You might think that having delivered what his party's grassroots always wanted, David Cameron would be in a pretty good position. He could have stayed on as Prime Minister until near the end of this parliamentary term (he'd already committed to standing down before the next election), beloved by conservatives whose dream he's enabled and saying some fine words about the power of democratic choice. And the groundwork was being laid for this to happen: prominent Tories in the campaign to leave publicly said that they didn't think Cameron should resign if Leave won, and were fulsome in their praise of him as a PM generally and his decision to hold this referendum.

Instead, he's resigning immediately and the Conservatives are holding an internal leadership contest to determine who'll take over as Prime Minister. There are a few reasons for this. The first is that he threw himself headlong into the campaign to Remain and so has taken a pretty bad credibility hit. The second is that he probably has some respect for the broadly democratic idea that Brexit should be negotiated and managed by someone who believes in it, and ultimately would have faced political pressure to uphold that idea. But - I admit to speculating a little - it seems to me that the most important reason is that he just had no interest in continuing to be PM in this environment. The next Prime Minister will have to have a series of very difficult negotiations with European politicians who want to uphold the integrity of their Union and not let Britain get away with too much. They'll probably also be quite personally unpleasant, because for many European elites the EU is the embodiment of a kind of continental solidarity which they now see Britain as having betrayed. For Cameron, he'd have had to do all this in order to achieve a goal he doesn't believe in; he'd probably also have to work alongside senior Tories who campaigned to Leave, with whom his personal relationships have become extremely strained over the course of the campaign. What's the attraction?
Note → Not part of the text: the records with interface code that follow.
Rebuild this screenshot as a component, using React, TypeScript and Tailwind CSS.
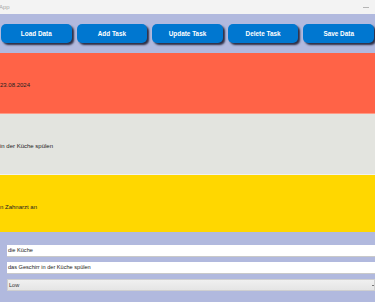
const buttons = ["Load Data", "Add Task", "Update Task", "Delete Task", "Save Data"];

const tasks = [
  { text: "23.08.2024", bg: "bg-[#ff6347]", line: "border-[#ff9a85]" },
  { text: "in der Küche spülen", bg: "bg-[#e3e4df]", line: "border-[#f2f2ef]" },
  { text: "n Zahnarzt an", bg: "bg-[#ffd700]", line: "border-[#ffe45c]" },
];

export default function App() {
  return (
    <div className="flex h-[302px] w-[375px] flex-col overflow-hidden bg-[#b1b9de] font-['Liberation_Sans',Arial,sans-serif]">
      {/* window title bar */}
      <div className="flex h-[14px] shrink-0 items-center justify-between bg-[#f3f3f3]">
        <span className="-ml-px text-[6px] leading-none text-[#a8a8a8]">App</span>
        <span className="mr-[6px] h-px w-[6px] bg-[#b5b5b5]" />
      </div>

      {/* toolbar */}
      <div className="grid grid-cols-5 gap-[5px] px-px pt-[10px]">
        {buttons.map((b) => (
          <button
            key={b}
            className="h-[19px] rounded-[5px] bg-[#0077d0] text-[6.4px] font-bold text-white shadow-[2px_2px_2px_rgba(20,20,40,0.85)]"
          >
            {b}
          </button>
        ))}
      </div>

      {/* task list, last item clipped by the list height */}
      <div className="mt-[10px] flex h-[179px] shrink-0 flex-col overflow-hidden">
        {tasks.map((t) => (
          <div
            key={t.text}
            className={`flex h-[61px] shrink-0 items-center border-b pt-[4px] ${t.bg} ${t.line}`}
          >
            <span className="text-[6px] leading-none text-[#222]">{t.text}</span>
          </div>
        ))}
      </div>

      {/* edit form */}
      <div className="mt-[13px] flex flex-col gap-[5px] pl-[7px]">
        <div className="flex h-[12px] items-center border-b border-[#c9c9c9] bg-white pl-px text-[5.6px] text-[#222]">
          die Küche
        </div>
        <div className="flex h-[12px] items-center border-b border-[#c9c9c9] bg-white pl-px text-[5.6px] text-[#222]">
          das Geschirr in der Küche spülen
        </div>
        <div className="flex h-[12px] items-center justify-between border border-[#cfcfcf] bg-gradient-to-b from-[#f0f0f0] to-[#e5e5e5] pl-px text-[5.6px] text-[#333]">
          <span>Low</span>
          <span className="h-px w-[2px] bg-[#777]" />
        </div>
      </div>
    </div>
  );
}
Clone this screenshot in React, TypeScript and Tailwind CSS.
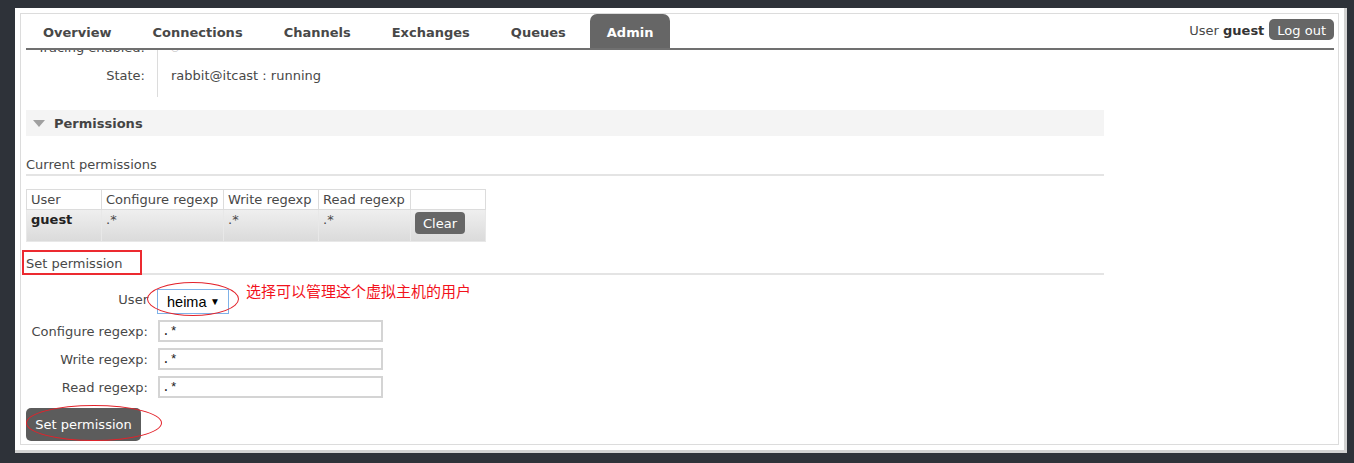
const tabs = ["Overview", "Connections", "Channels", "Exchanges", "Queues", "Admin"];

function Header() {
  return (
    <div className="ml-[5px] mr-[4px] flex justify-between border-b-2 border-[#707070]">
      <ul className="flex items-end">
        {tabs.map((t) => (
          <li
            key={t}
            className={
              t === "Admin"
                ? "mr-[7px] flex h-[34px] items-center rounded-t-[7px] bg-[#666] px-[17px] pt-[3px] font-bold text-white"
                : "mr-[7px] flex h-[34px] items-center px-[17px] pt-[3px] font-bold text-[#484848]"
            }
          >
            {t}
          </li>
        ))}
      </ul>
      <div className="mt-[5px] flex items-start gap-[5px] self-start">
        <span className="pt-[1px] leading-[21px]">
          User <b className="text-[#333]">guest</b>
        </span>
        <button className="h-[21px] rounded-[5px] bg-[#666] px-[8px] pt-[1px] leading-[21px] text-white">
          Log out
        </button>
      </div>
    </div>
  );
}

function NodeInfo() {
  return (
    <div className="-mt-[16px] flex">
      <div className="w-[132px] border-r border-[#dcdcdc] pb-[7px] pr-[12px] text-right">
        <div className="flex h-[28px] items-center justify-end">Tracing enabled:</div>
        <div className="flex h-[28px] items-center justify-end">State:</div>
      </div>
      <div className="pl-[13px] pb-[7px]">
        <div className="flex h-[28px] items-center text-[9px] text-[#bbb]">○</div>
        <div className="flex h-[28px] items-center">rabbit@itcast : running</div>
      </div>
    </div>
  );
}

function CurrentPermissions() {
  const th = "h-[20px] whitespace-nowrap border border-[#dcdcdc] bg-white px-[4px] pt-[1px] text-left font-normal";
  const td = "whitespace-nowrap border border-[#e8e8e8] px-[4px] pt-[2px] align-top";
  return (
    <table className="mt-[13px] table-fixed border-collapse">
      <thead>
        <tr>
          <th className={th + " w-[75px]"}>User</th>
          <th className={th + " w-[122px]"}>Configure regexp</th>
          <th className={th + " w-[95px]"}>Write regexp</th>
          <th className={th + " w-[92px]"}>Read regexp</th>
          <th className={th + " w-[75px]"}></th>
        </tr>
      </thead>
      <tbody>
        <tr className="h-[32px] bg-gradient-to-b from-[#efefef] to-[#dadada]">
          <td className={td + " font-bold text-[#222]"}>guest</td>
          <td className={td}>.*</td>
          <td className={td}>.*</td>
          <td className={td}>.*</td>
          <td className={td + " pl-[4px] pt-[2px]"}>
            <button className="h-[22px] rounded-[4px] bg-[#666] px-[8px] pt-[1px] text-white">Clear</button>
          </td>
        </tr>
      </tbody>
    </table>
  );
}

function Field({ label }: { label: string }) {
  return (
    <>
      <span className="pt-[1px] text-right">{label}</span>
      <input
        readOnly
        defaultValue=".*"
        className="h-[22px] w-[225px] border-2 border-[#d4d4d4] px-[2px] font-['Liberation_Mono',monospace] text-[13px] text-[#222] outline-none"
      />
    </>
  );
}

function SetPermission() {
  return (
    <div>
      <div className="mt-[14px] grid grid-cols-[122px_auto] items-center justify-start gap-x-[10px] gap-y-[6px]">
        <span className="-mt-[4px] text-right">User</span>
        <div className="-ml-[1px] flex h-[25px] w-[72px] items-center justify-between border border-[#7fb2e8] bg-white pl-[9px] pr-[8px] font-['Liberation_Sans',sans-serif] text-[14.5px] text-black">
          <span>heima</span>
          <span className="text-[10px]">▼</span>
        </div>
        <Field label="Configure regexp:" />
        <Field label="Write regexp:" />
        <Field label="Read regexp:" />
      </div>
      <button className="mt-[10px] h-[33px] w-[115px] rounded-[5px] bg-[#5c5c5c] pt-[1px] text-white">
        Set permission
      </button>
    </div>
  );
}

function Annotations() {
  return (
    <>
      <div className="absolute left-[22px] top-[250px] h-[25px] w-[120px] border-2 border-[#ec2a30]" />
      <div className="absolute left-[147px] top-[282px] h-[34px] w-[92px] rounded-[50%] border-[1.5px] border-[#e3222a]" />
      <div className="absolute left-[26px] top-[405px] h-[36px] w-[136px] rounded-[50%] border-[1.5px] border-[#e3222a]" />
      <div className="absolute left-[246px] top-[282px] font-['Noto_Sans_CJK_SC',serif] text-[15px] leading-[18px] text-[#f2121c]">
        选择可以管理这个虚拟主机的用户
      </div>
    </>
  );
}

export default function App() {
  return (
    <div className="relative h-[463px] w-[1354px] overflow-hidden bg-[#2e3239] pl-[15px] pt-[8px] font-['DejaVu_Sans',sans-serif] text-[13px] leading-[16px] text-[#484848]">
      <div className="h-[445px] w-[1332px] border-b-[3px] border-r-[3px] border-[#d2d2d2] bg-white p-[5px]">
        <div className="flex h-full flex-col overflow-hidden border border-[#dcdcdc]">
          <Header />
          <main className="flex-1 overflow-hidden pl-[5px]">
            <NodeInfo />
            <div className="w-[1078px]">
              <div className="mt-[13px] flex h-[26px] items-center bg-[#f4f4f4] pl-[7px] pt-[1px]">
                <svg width="12" height="8" viewBox="0 0 12 8">
                  <polygon points="0,0 12,0 6,7" fill="#a0a0a0" />
                </svg>
                <span className="ml-[9px] font-bold text-[#444]">Permissions</span>
              </div>
              <h3 className="mt-[21px] border-b-2 border-[#e4e4e4] pb-[1px]">Current permissions</h3>
              <CurrentPermissions />
              <h3 className="mt-[14px] border-b-2 border-[#e4e4e4] pb-[1px]">Set permission</h3>
            </div>
            <SetPermission />
          </main>
        </div>
      </div>
      <Annotations />
    </div>
  );
}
As a result, the Conservative party is having a leadership election. It's not clear who's going to win it; at the moment the best guess is probably Theresa May, the home secretary (responsible for policing and immigration). There are five candidates - not including Boris Johnson, the man who everyone thought would be a shoo-in as next PM, because he quite dramatically declared on Thursday morning that he wouldn't run.

What does the Labour Party think about Brexit?

Labour's official position was in favour of remaining in the EU, and that's how all the party's prominent figures campaigned. But it has a very mixed history: in the early decades of the European project, up until about the mid-1980s, Labour was generally more Eurosceptic than the Conservatives. Some of the reasons were the same as many Tories' reasons - worries about immigration and loss of national power - and some were about the EU's perceived neoliberal agenda and undemocratic structure.

The party's top leadership is now pretty much uniformly pro-EU, though some backbench MPs campaigned to leave. Of the voters, about 60% voted to stay, although many ex-industrial and ex-mining traditional Labour areas voted to leave.

What the hell is going on with Jeremy Corbyn?

Jeremy Corbyn, the leader of the Labour Party, is in the midst of facing down an attempted coup by his MPs, almost none of whom want him to be leader. Since Saturday, a huge number of his shadow ministers have resigned. Some of the no-name replacements he appointed have since resigned as well. The parliamentary party held a no-confidence debate, and over three quarters of Labour MPs declared they had no confidence in him. But the leader of the party is chosen by a vote of the membership, not MPs, so that vote doesn't mean he has to resign and so far he's shown no intention of doing so.

This coup is putatively about Corbyn's performance in the referendum campaign. Labour, as mentioned, was officially in favour of Remain. But as an old member of the hard left, Corbyn didn't fit naturally with that position; many have suspected that he wasn't really committed to it, and didn't campaign hard enough. Some go as far as to blame the defeat on him. Along with the many suggestions that he just didn't try hard enough because he didn't care, there are some suggestions that he actively sabotaged the Remain campaign, the evidence for which is completely flimsy.


No doubt there are many MPs who genuinely feel this has pushed them over the edge. But for the most part what's happening is the dramatic boiling over of a tension that's been bubbling away in the Labour Party since last September, which is that most MPs never wanted Corbyn to be leader. Before the 2015 parliamentary elections, the Labour Party changed its rules so that the leader of the party would be chosen directly by a vote of party members, affiliated trade union members, and registered supporters (who pay £3 to register.) Previously, the result was determined by an 'electoral college' in which MPs had a third of the votes, unionists a third, and signed up members the final third. Under the new rules Corbyn romped home promising a significantly more left-wing platform than had been run at the 2015 election, which was the opposite of what the overwhelming majority of Labour MPs thought was needed to improve their electoral chances.


So things have been pretty unhappy in the Labour Party for a while, with most MPs - who it's Corbyn's job to lead in Parliament - thinking that Corbyn's policies are wrong on the merits and that he's completely unelectable. The Brexit vote has done a few things: convince some MPs that he doesn't have the leadership skills to unify the party; give some MPs a convenient excuse to try to oust him; and freak many MPs out because there's the prospect of a new election in the next year - rather than in 2020 - which leaves them not much time to get rid of their unelectable leader.


Unfortunately there is no actual way for MPs to get rid of the party leader unless a majority of party members agree with them, and so far there's no evidence to suggest they do. So the plan, such as it was, seems just to have been to apply intense pressure to Corbyn by destroying his shadow cabinet and making clear that all the MPs hate him, until he resigned. But since he and his supporters are quite stubborn, and have the (correct) view that all the MPs already hated him, they think he should stick around for the members who overwhelmingly elected him not all that long ago.


This is of course catastrophic behaviour from everyone involved. Given this wave of resignations, there's no way Corbyn can lead an effective parliamentary opposition, and it seems highly likely that if he doesn't step down there'll be some sort of split in which a number of Labour MPs form their own faction. (This is most likely, I think, if there's a leadership election and Corbyn wins again.) On the other hand, given that it was sort of obvious that this is what would happen if they tried to oust him, the decision of Labour MPs to launch this coup was a really stupid one which may itself lead to a party split. So, good job, Labour.